Великая заслуга здесь вовсе не за психиатрией, а за писателем Карлом-Филипом Морицем, который еще до того, как родилась психиатрия, в 1783 году основал журнал экспериментальной психологии «Gnothi sauton!» («Познай себя!») и собирал для него истории, трогательные и прежде всего необычные, истории отклонений и необычных явлений душевной жизни человека. Свои частные истории ему присылали живые люди – таким образом, впервые больной или мучимый своим состоянием субъект обрел возможность говорить и рассказывать свою историю от своего же лица. К этому и призывал Мориц: «Пусть же заговорят безумные, пусть каждый в этом состоянии беспорядка заговорит лишь тем языком, который он выучил, – каждый выскребет обратно на свет мысли, которые он когда-то подумал, пусть даже и лишь однажды, но сразу отбросил их от себя»[10]>[11]. Посредством истории больной возвращал себе дееспособность. Неспроста в немецком языке в корне этого слова (mündig) лежит «рот» – Mund. Ему больше не требуется «опекун», чтобы рассказать его историю, он становится «речеспособным» – sprachmündig>11. Больной получает возможность быть услышанным. И его слышит широкая публика.

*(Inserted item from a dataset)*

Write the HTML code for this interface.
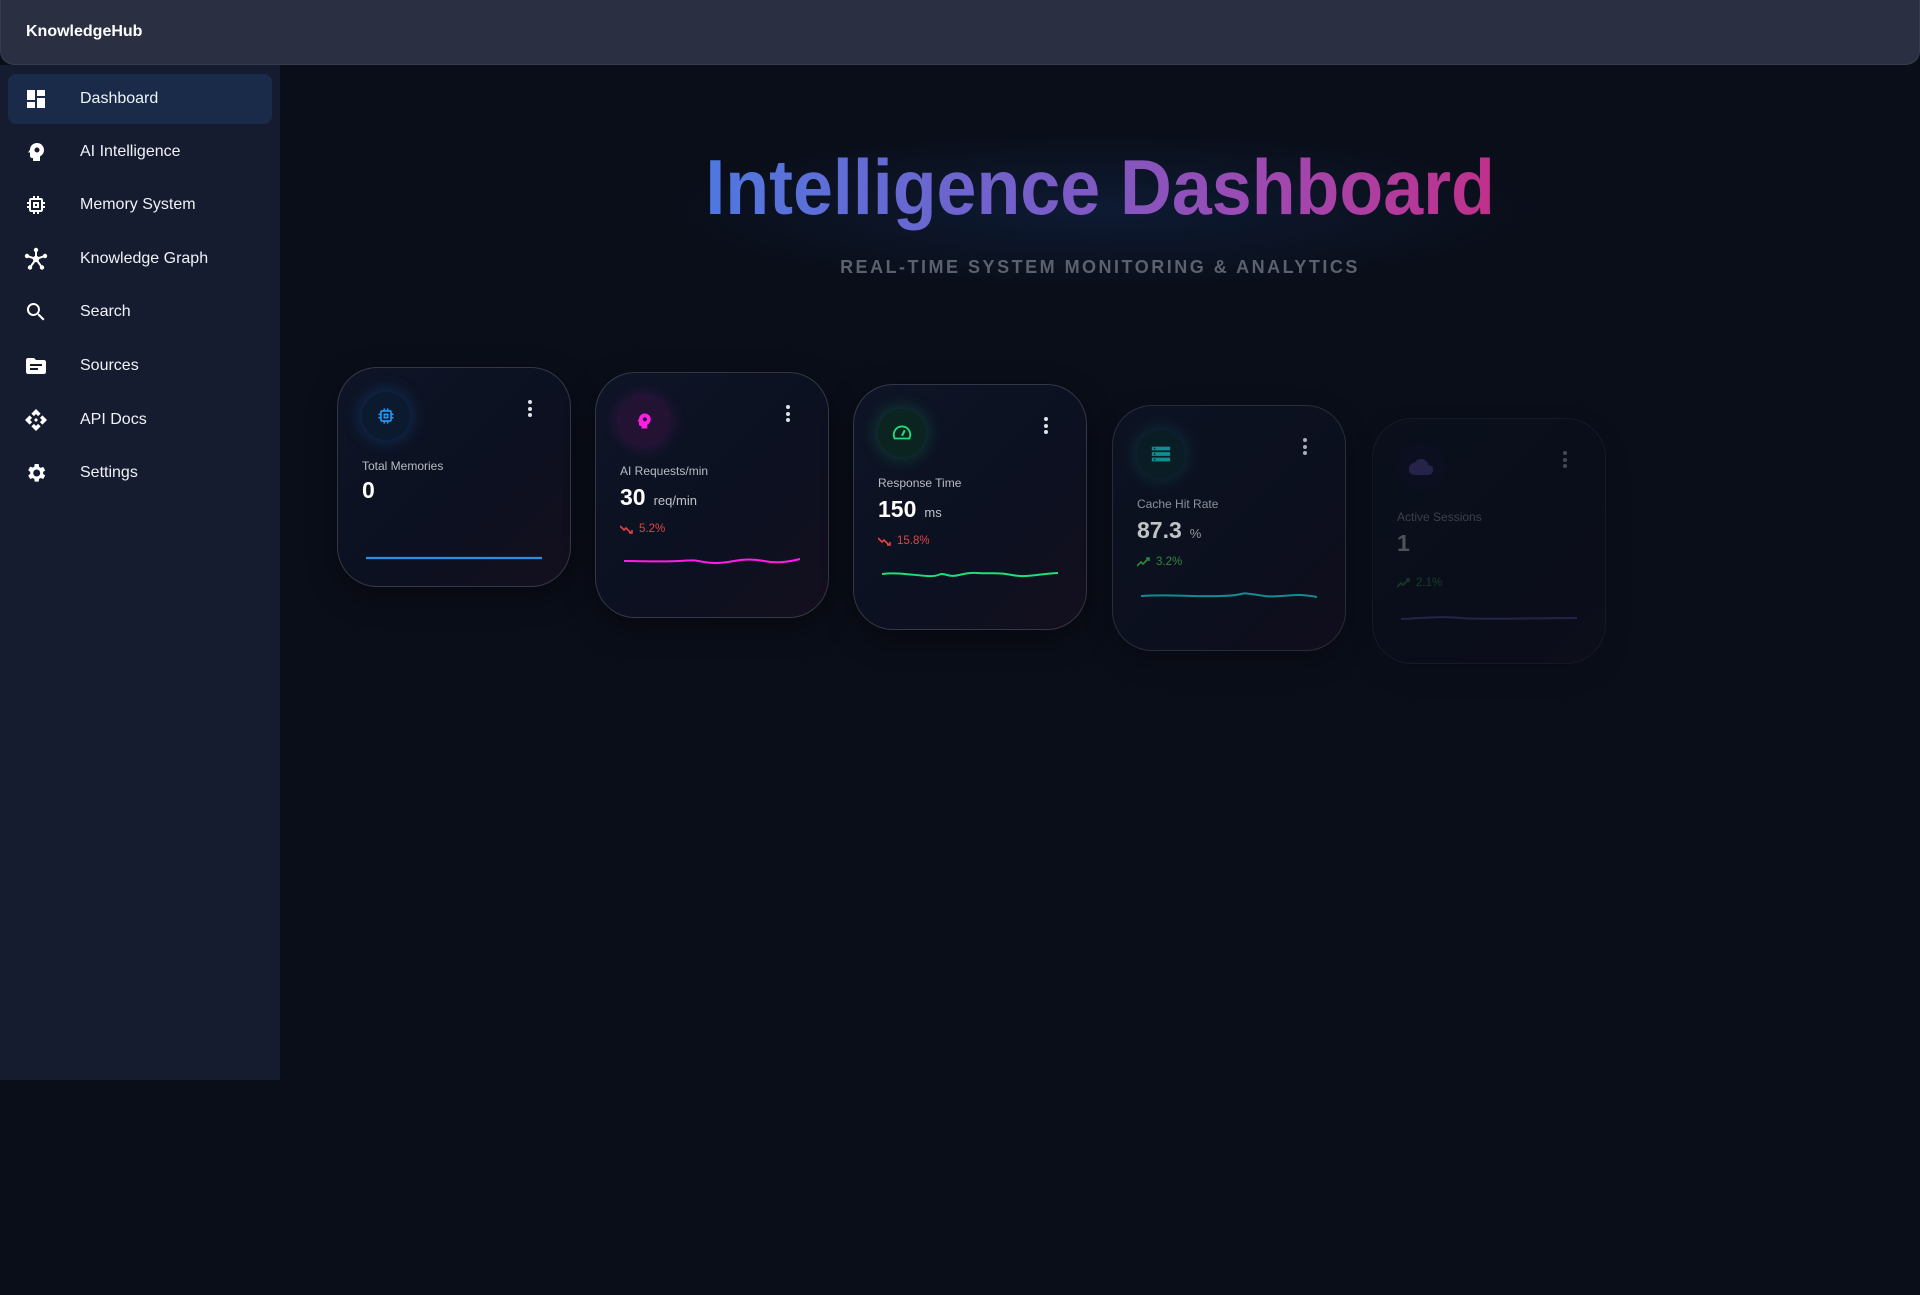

Сам жанр клинической истории оказался в силу своей схожести с жанром новеллы необычайно популярным – как в медицине, так и среди читающих масс, чей интерес подогревался и пикантностью, ужасностью, удивительностью, содержащейся во всякой истории. Это объясняет и феноменальную популярность главного сборника таких историй – «Половой психопатии» Рихарда фон Крафт-Эбинга, своеобразной «Тысячи и одной ночи» сексуальной патологии, даром он пытался скрыть волнующие подробности за латинскими терминами. А истории, описанные Фрейдом, которые он и сам открыто сравнивал с новеллами, были сконструированы уже настолько искусно, что читались как детективы. Так все эти голоса и частные жизни проникли в общественность и культуру, так складывался тот самый повсеместный нервный дискурс, о котором идет речь, и он отделялся от дискурса безумия, не менее мощного, хоть и более быстротечного. Но это уже другая история.